December 11, 2006
The U.S. Court of Appeals for the Fifth Circuit recently ruled that Halliburton Co., breached the terms of a merger agreement with Dresser Industries Inc. when it made modifications to a health plan for retirees of Dresser without making similar modifications to Halliburton’s health plan for active employees.
In 1998, Dresser merged with a wholly-owned subsidiary of Halliburton. The merger agreement provided that as a result of the merger, Halliburton’s subsidiary would cease to exist and Dresser would continue as the surviving corporation and as a wholly-owned subsidiary of Halliburton.
The merger agreement contained two provisions concerning employee benefit plans. The first provision stated that Halliburton would maintain Dresser’s retiree health plan but could modify the plan if modifications were consistent with changes in the medical plans provided by Halliburton and its other subsidiaries for similarly situated active employees. The merger agreement also provided that until the third anniversary of the merger, Halliburton must provide Dresser employees with benefits comparable to those they had received from Dresser.
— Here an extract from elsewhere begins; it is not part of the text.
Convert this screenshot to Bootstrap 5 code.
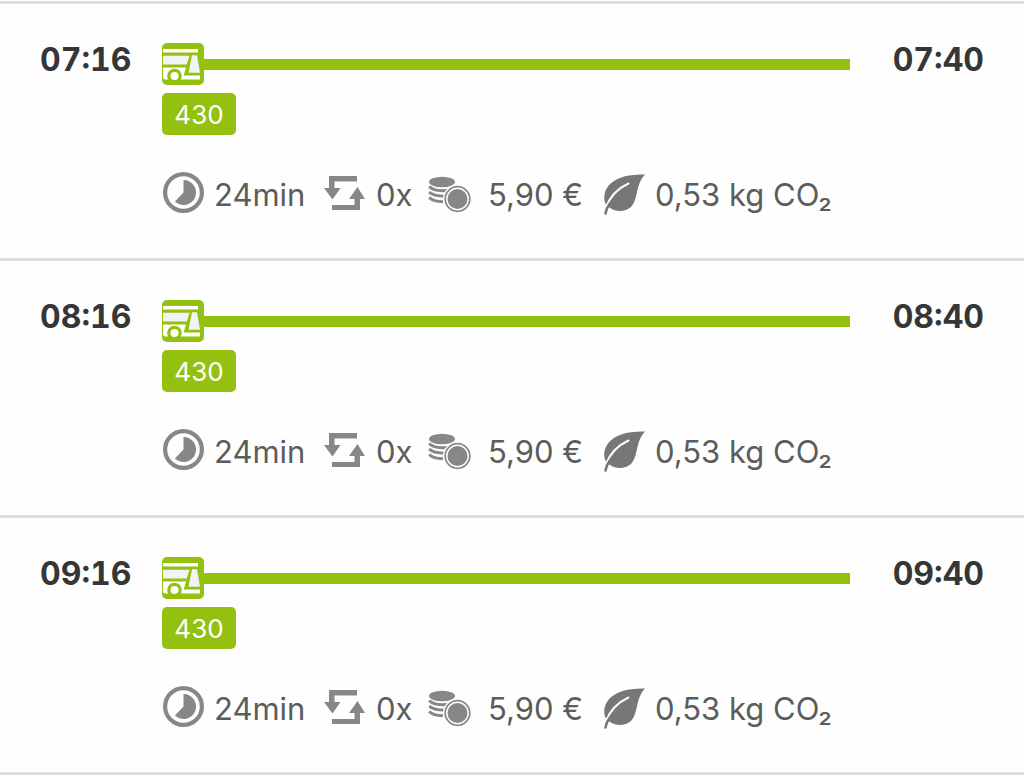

The court also noted that the merger agreement contained a general prohibition on third-party enforcement of the merger agreement.
After the merger, Halliburton continued to maintain a separate health plan for Dresser retirees, but less than a year after the effective date of the merger, Halliburton amended the plan in several ways that were adverse to the interests of the Dresser retirees.
In the face of complaints from Dresser retirees, Halliburton filed a declaratory judgment against the Dresser retirees seeking permission to go forward with the amendments and argued that the no-third-party beneficiary clause in the merger agreement barred the retirees from enforcing the terms of the merger agreement and that since three years had passed since the merger, it now had the right to make modifications to the Dresser plan. Halliburton appealed the ruling of the district court in favor of the retirees.
The appeals court determined that the merger agreement constituted a plan amendment to the Dresser retiree health plan placing limitations on Halliburton’s right to amend, modify or terminate the Dresser plan. The court stated that the merger agreement amended Dresser’s plan to provide that Halliburton must maintain the plan except to the extent that any modifications were consistent with changes to the medical plans provided by Halliburton for similarly-situated active employees.
The court rejected Halliburton’s argument that the retirees were precluded by the merger agreement’s no-third-party beneficiary clause from enforcing the provisions in the agreement that limited Halliburton’s ability to modify the Dresser plan. The court reasoned that the retirees were not seeking to enforce the merger agreement itself, but instead were seeking a clarification of their rights to future benefits under the terms of the retiree health plan, as amended by the merger agreement.